If there is any story familiar to believers around the world, it is this one found in Luke 2:1-7. How a census had been called. How Joseph and Mary, late in pregnancy, had made that arduous trip south to their ancestral home of Bethlehem. How they had found no place to stay. How they’d found “lodging” with the animals.

Much imagery has grown up around the few facts Luke gives us. But the central point in this very brief story is that he, Jesus, was born. After fathering four of my own children, I am convinced there is no convenient time to have a child. This time, for Joseph and Mary, was the worst of all possibilities. They had no choice but to go, both of them. And so they went.

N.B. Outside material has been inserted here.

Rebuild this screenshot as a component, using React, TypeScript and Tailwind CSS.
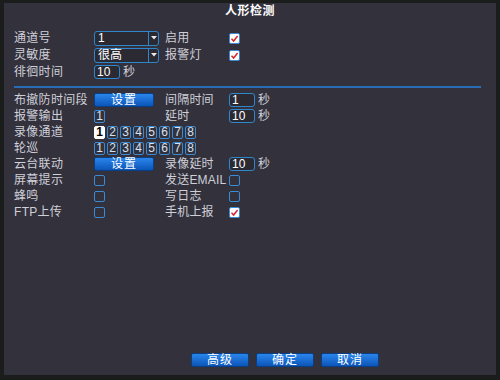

Life was hard in those days, even on those not so poor. Such travails were taken for granted as the default in life. There was almost a fatalistic attitude toward problems. But fatalism it was not. For their lives were not in the hands of arbitrary fate, but in the One who is faithful and who had promised them a son like no other.

If the child really were the Messiah, would he be born in such a situation? I doubt the thought ever crossed the minds of Mary and Joseph. That they, of all people, would even be parenting the Messiah was inconceivable in the first place. After that, everything else was far less dramatic.

Mary and Joseph were simple people and in their “low estate”, they had learned to take life one step at a time. God was planning the big events, like birth announcements. All they had to do was take care of the basics, like cloths to wrap him in and straw to bed him in.

Joseph and Mary had already long ago discovered that faithfulness is not measured in dramatics. It is measured in a thousand small steps of dependability and obedience. That is why they were chosen as parents for the Messiah in the first place. Because they had already proven faithful. After that, the challenges of getting to Bethlehem and finding a place among the animals to give birth were just a few more small similarly small steps.